[Code that builds pages]
• • • • •
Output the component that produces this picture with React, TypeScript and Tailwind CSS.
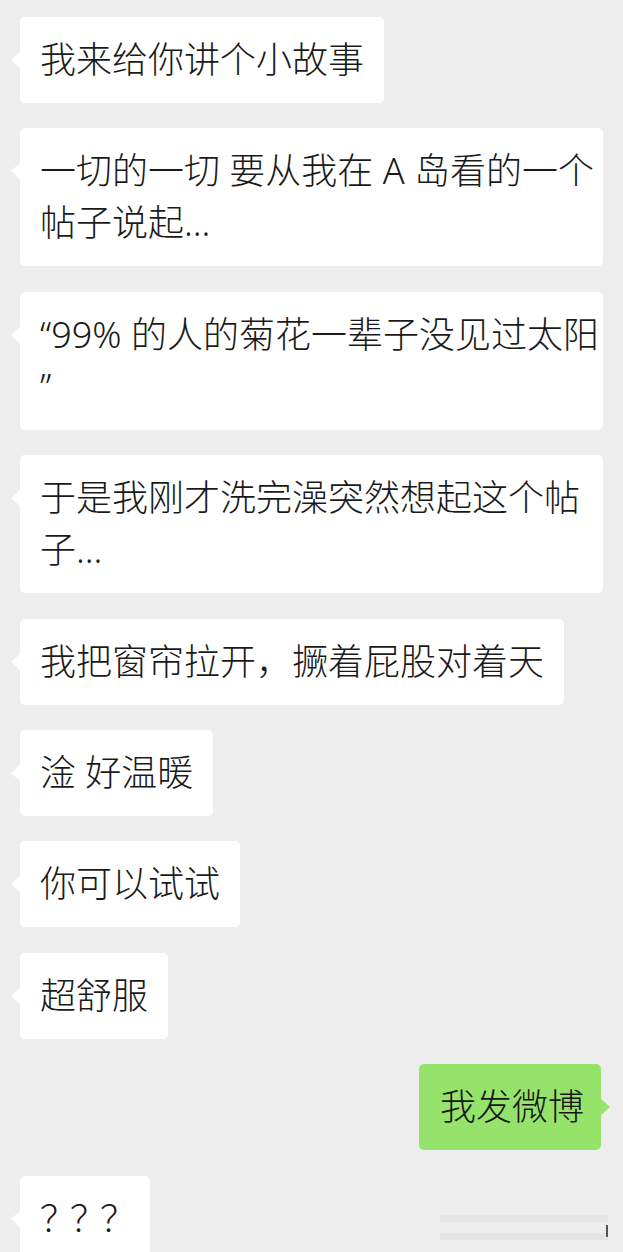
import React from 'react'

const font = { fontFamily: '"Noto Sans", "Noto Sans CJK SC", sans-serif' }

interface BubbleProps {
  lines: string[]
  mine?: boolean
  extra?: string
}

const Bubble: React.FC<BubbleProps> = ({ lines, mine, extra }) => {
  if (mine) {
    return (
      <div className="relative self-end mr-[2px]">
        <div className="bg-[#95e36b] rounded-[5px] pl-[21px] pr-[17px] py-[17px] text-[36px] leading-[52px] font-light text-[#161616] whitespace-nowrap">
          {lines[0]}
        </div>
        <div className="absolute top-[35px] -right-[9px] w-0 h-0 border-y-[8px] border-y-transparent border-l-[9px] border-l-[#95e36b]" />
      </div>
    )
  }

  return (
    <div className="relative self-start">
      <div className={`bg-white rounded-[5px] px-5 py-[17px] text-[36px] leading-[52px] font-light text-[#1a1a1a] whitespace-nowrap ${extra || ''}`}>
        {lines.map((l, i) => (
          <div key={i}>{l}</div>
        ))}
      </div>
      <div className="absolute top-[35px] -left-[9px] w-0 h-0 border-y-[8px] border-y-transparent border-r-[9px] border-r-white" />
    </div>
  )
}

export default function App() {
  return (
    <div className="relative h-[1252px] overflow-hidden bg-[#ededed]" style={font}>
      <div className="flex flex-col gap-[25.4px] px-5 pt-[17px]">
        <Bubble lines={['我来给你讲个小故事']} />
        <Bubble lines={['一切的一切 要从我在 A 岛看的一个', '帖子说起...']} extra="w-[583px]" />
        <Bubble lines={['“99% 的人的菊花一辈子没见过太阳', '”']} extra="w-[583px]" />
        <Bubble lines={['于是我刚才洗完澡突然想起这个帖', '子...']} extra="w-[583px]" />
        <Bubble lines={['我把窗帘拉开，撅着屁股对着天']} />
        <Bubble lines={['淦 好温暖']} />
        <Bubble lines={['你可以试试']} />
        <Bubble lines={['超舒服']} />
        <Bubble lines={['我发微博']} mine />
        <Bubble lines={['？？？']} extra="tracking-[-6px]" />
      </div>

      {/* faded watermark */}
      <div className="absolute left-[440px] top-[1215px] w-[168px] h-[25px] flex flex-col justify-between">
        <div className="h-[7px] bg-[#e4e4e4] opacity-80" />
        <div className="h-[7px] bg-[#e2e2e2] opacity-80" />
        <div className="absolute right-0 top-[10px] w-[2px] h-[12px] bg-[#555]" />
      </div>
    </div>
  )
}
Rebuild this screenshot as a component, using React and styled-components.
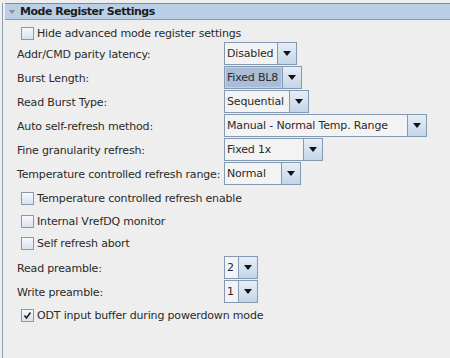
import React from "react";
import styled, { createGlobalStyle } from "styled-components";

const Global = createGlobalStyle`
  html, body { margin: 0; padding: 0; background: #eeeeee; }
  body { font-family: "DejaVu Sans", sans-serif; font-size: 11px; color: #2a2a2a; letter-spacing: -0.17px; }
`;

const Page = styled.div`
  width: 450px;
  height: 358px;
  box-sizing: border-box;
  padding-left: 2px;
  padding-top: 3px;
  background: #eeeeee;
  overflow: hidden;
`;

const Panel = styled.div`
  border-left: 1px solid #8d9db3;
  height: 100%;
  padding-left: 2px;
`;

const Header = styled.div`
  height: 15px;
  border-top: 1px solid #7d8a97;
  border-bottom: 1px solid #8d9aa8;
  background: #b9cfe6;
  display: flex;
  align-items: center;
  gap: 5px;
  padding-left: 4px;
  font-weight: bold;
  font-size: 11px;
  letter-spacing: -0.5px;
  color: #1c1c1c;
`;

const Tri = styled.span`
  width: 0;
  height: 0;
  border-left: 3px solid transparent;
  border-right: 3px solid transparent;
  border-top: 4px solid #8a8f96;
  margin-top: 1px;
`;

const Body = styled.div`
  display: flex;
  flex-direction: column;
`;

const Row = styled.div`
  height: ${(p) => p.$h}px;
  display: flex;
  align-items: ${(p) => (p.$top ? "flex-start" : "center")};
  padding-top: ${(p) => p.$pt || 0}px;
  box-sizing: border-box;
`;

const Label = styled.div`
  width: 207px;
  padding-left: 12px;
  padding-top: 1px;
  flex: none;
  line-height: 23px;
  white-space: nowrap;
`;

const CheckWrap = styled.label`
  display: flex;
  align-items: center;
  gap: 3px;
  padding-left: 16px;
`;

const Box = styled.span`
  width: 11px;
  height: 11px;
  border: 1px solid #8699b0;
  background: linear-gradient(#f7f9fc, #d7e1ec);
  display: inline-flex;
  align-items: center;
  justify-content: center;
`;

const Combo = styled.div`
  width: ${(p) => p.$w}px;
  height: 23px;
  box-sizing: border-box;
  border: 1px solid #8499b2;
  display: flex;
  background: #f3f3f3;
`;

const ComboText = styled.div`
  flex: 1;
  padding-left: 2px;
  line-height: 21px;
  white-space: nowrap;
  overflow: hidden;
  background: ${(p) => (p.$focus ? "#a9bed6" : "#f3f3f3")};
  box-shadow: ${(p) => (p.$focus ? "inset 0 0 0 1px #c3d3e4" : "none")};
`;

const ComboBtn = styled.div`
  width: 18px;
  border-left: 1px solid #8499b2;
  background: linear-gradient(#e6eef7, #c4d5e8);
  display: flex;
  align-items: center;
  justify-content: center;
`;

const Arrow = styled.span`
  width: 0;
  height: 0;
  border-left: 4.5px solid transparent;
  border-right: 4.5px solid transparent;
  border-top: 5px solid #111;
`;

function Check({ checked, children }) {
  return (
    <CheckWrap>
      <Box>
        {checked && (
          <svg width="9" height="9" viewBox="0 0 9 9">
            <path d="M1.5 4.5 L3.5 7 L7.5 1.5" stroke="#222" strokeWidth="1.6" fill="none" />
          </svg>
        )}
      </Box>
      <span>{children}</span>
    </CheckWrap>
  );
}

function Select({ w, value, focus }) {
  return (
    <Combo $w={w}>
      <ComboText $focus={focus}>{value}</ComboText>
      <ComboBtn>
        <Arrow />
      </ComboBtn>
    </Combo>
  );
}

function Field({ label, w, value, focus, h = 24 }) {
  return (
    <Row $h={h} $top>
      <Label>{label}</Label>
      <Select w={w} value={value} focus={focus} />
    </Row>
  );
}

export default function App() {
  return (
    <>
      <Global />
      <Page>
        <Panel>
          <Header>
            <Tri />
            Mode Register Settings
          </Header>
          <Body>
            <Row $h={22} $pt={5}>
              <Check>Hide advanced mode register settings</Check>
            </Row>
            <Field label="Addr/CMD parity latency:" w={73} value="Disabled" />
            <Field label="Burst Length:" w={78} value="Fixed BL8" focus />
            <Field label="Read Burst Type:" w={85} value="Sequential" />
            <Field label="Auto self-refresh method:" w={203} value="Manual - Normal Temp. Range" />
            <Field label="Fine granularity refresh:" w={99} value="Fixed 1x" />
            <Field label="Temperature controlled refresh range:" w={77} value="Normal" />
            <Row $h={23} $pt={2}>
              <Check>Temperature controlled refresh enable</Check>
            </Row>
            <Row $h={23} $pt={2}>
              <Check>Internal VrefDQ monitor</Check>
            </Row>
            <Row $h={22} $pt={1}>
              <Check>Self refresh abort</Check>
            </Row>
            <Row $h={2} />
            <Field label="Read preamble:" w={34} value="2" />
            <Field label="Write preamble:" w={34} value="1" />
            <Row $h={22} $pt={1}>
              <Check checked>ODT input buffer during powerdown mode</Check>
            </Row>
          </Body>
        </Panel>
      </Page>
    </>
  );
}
• • • • •
The request: Leave the pictures out and print the records above exactly as they stand.

Problem solution:
Output the component that produces this picture with React, TypeScript and Tailwind CSS.
import React from 'react'

const font = { fontFamily: '"Noto Sans", "Noto Sans CJK SC", sans-serif' }

interface BubbleProps {
  lines: string[]
  mine?: boolean
  extra?: string
}

const Bubble: React.FC<BubbleProps> = ({ lines, mine, extra }) => {
  if (mine) {
    return (
      <div className="relative self-end mr-[2px]">
        <div className="bg-[#95e36b] rounded-[5px] pl-[21px] pr-[17px] py-[17px] text-[36px] leading-[52px] font-light text-[#161616] whitespace-nowrap">
          {lines[0]}
        </div>
        <div className="absolute top-[35px] -right-[9px] w-0 h-0 border-y-[8px] border-y-transparent border-l-[9px] border-l-[#95e36b]" />
      </div>
    )
  }

  return (
    <div className="relative self-start">
      <div className={`bg-white rounded-[5px] px-5 py-[17px] text-[36px] leading-[52px] font-light text-[#1a1a1a] whitespace-nowrap ${extra || ''}`}>
        {lines.map((l, i) => (
          <div key={i}>{l}</div>
        ))}
      </div>
      <div className="absolute top-[35px] -left-[9px] w-0 h-0 border-y-[8px] border-y-transparent border-r-[9px] border-r-white" />
    </div>
  )
}

export default function App() {
  return (
    <div className="relative h-[1252px] overflow-hidden bg-[#ededed]" style={font}>
      <div className="flex flex-col gap-[25.4px] px-5 pt-[17px]">
        <Bubble lines={['我来给你讲个小故事']} />
        <Bubble lines={['一切的一切 要从我在 A 岛看的一个', '帖子说起...']} extra="w-[583px]" />
        <Bubble lines={['“99% 的人的菊花一辈子没见过太阳', '”']} extra="w-[583px]" />
        <Bubble lines={['于是我刚才洗完澡突然想起这个帖', '子...']} extra="w-[583px]" />
        <Bubble lines={['我把窗帘拉开，撅着屁股对着天']} />
        <Bubble lines={['淦 好温暖']} />
        <Bubble lines={['你可以试试']} />
        <Bubble lines={['超舒服']} />
        <Bubble lines={['我发微博']} mine />
        <Bubble lines={['？？？']} extra="tracking-[-6px]" />
      </div>

      {/* faded watermark */}
      <div className="absolute left-[440px] top-[1215px] w-[168px] h-[25px] flex flex-col justify-between">
        <div className="h-[7px] bg-[#e4e4e4] opacity-80" />
        <div className="h-[7px] bg-[#e2e2e2] opacity-80" />
        <div className="absolute right-0 top-[10px] w-[2px] h-[12px] bg-[#555]" />
      </div>
    </div>
  )
}
Rebuild this screenshot as a component, using React and styled-components.
import React from "react";
import styled, { createGlobalStyle } from "styled-components";

const Global = createGlobalStyle`
  html, body { margin: 0; padding: 0; background: #eeeeee; }
  body { font-family: "DejaVu Sans", sans-serif; font-size: 11px; color: #2a2a2a; letter-spacing: -0.17px; }
`;

const Page = styled.div`
  width: 450px;
  height: 358px;
  box-sizing: border-box;
  padding-left: 2px;
  padding-top: 3px;
  background: #eeeeee;
  overflow: hidden;
`;

const Panel = styled.div`
  border-left: 1px solid #8d9db3;
  height: 100%;
  padding-left: 2px;
`;

const Header = styled.div`
  height: 15px;
  border-top: 1px solid #7d8a97;
  border-bottom: 1px solid #8d9aa8;
  background: #b9cfe6;
  display: flex;
  align-items: center;
  gap: 5px;
  padding-left: 4px;
  font-weight: bold;
  font-size: 11px;
  letter-spacing: -0.5px;
  color: #1c1c1c;
`;

const Tri = styled.span`
  width: 0;
  height: 0;
  border-left: 3px solid transparent;
  border-right: 3px solid transparent;
  border-top: 4px solid #8a8f96;
  margin-top: 1px;
`;

const Body = styled.div`
  display: flex;
  flex-direction: column;
`;

const Row = styled.div`
  height: ${(p) => p.$h}px;
  display: flex;
  align-items: ${(p) => (p.$top ? "flex-start" : "center")};
  padding-top: ${(p) => p.$pt || 0}px;
  box-sizing: border-box;
`;

const Label = styled.div`
  width: 207px;
  padding-left: 12px;
  padding-top: 1px;
  flex: none;
  line-height: 23px;
  white-space: nowrap;
`;

const CheckWrap = styled.label`
  display: flex;
  align-items: center;
  gap: 3px;
  padding-left: 16px;
`;

const Box = styled.span`
  width: 11px;
  height: 11px;
  border: 1px solid #8699b0;
  background: linear-gradient(#f7f9fc, #d7e1ec);
  display: inline-flex;
  align-items: center;
  justify-content: center;
`;

const Combo = styled.div`
  width: ${(p) => p.$w}px;
  height: 23px;
  box-sizing: border-box;
  border: 1px solid #8499b2;
  display: flex;
  background: #f3f3f3;
`;

const ComboText = styled.div`
  flex: 1;
  padding-left: 2px;
  line-height: 21px;
  white-space: nowrap;
  overflow: hidden;
  background: ${(p) => (p.$focus ? "#a9bed6" : "#f3f3f3")};
  box-shadow: ${(p) => (p.$focus ? "inset 0 0 0 1px #c3d3e4" : "none")};
`;

const ComboBtn = styled.div`
  width: 18px;
  border-left: 1px solid #8499b2;
  background: linear-gradient(#e6eef7, #c4d5e8);
  display: flex;
  align-items: center;
  justify-content: center;
`;

const Arrow = styled.span`
  width: 0;
  height: 0;
  border-left: 4.5px solid transparent;
  border-right: 4.5px solid transparent;
  border-top: 5px solid #111;
`;

function Check({ checked, children }) {
  return (
    <CheckWrap>
      <Box>
        {checked && (
          <svg width="9" height="9" viewBox="0 0 9 9">
            <path d="M1.5 4.5 L3.5 7 L7.5 1.5" stroke="#222" strokeWidth="1.6" fill="none" />
          </svg>
        )}
      </Box>
      <span>{children}</span>
    </CheckWrap>
  );
}

function Select({ w, value, focus }) {
  return (
    <Combo $w={w}>
      <ComboText $focus={focus}>{value}</ComboText>
      <ComboBtn>
        <Arrow />
      </ComboBtn>
    </Combo>
  );
}

function Field({ label, w, value, focus, h = 24 }) {
  return (
    <Row $h={h} $top>
      <Label>{label}</Label>
      <Select w={w} value={value} focus={focus} />
    </Row>
  );
}

export default function App() {
  return (
    <>
      <Global />
      <Page>
        <Panel>
          <Header>
            <Tri />
            Mode Register Settings
          </Header>
          <Body>
            <Row $h={22} $pt={5}>
              <Check>Hide advanced mode register settings</Check>
            </Row>
            <Field label="Addr/CMD parity latency:" w={73} value="Disabled" />
            <Field label="Burst Length:" w={78} value="Fixed BL8" focus />
            <Field label="Read Burst Type:" w={85} value="Sequential" />
            <Field label="Auto self-refresh method:" w={203} value="Manual - Normal Temp. Range" />
            <Field label="Fine granularity refresh:" w={99} value="Fixed 1x" />
            <Field label="Temperature controlled refresh range:" w={77} value="Normal" />
            <Row $h={23} $pt={2}>
              <Check>Temperature controlled refresh enable</Check>
            </Row>
            <Row $h={23} $pt={2}>
              <Check>Internal VrefDQ monitor</Check>
            </Row>
            <Row $h={22} $pt={1}>
              <Check>Self refresh abort</Check>
            </Row>
            <Row $h={2} />
            <Field label="Read preamble:" w={34} value="2" />
            <Field label="Write preamble:" w={34} value="1" />
            <Row $h={22} $pt={1}>
              <Check checked>ODT input buffer during powerdown mode</Check>
            </Row>
          </Body>
        </Panel>
      </Page>
    </>
  );
}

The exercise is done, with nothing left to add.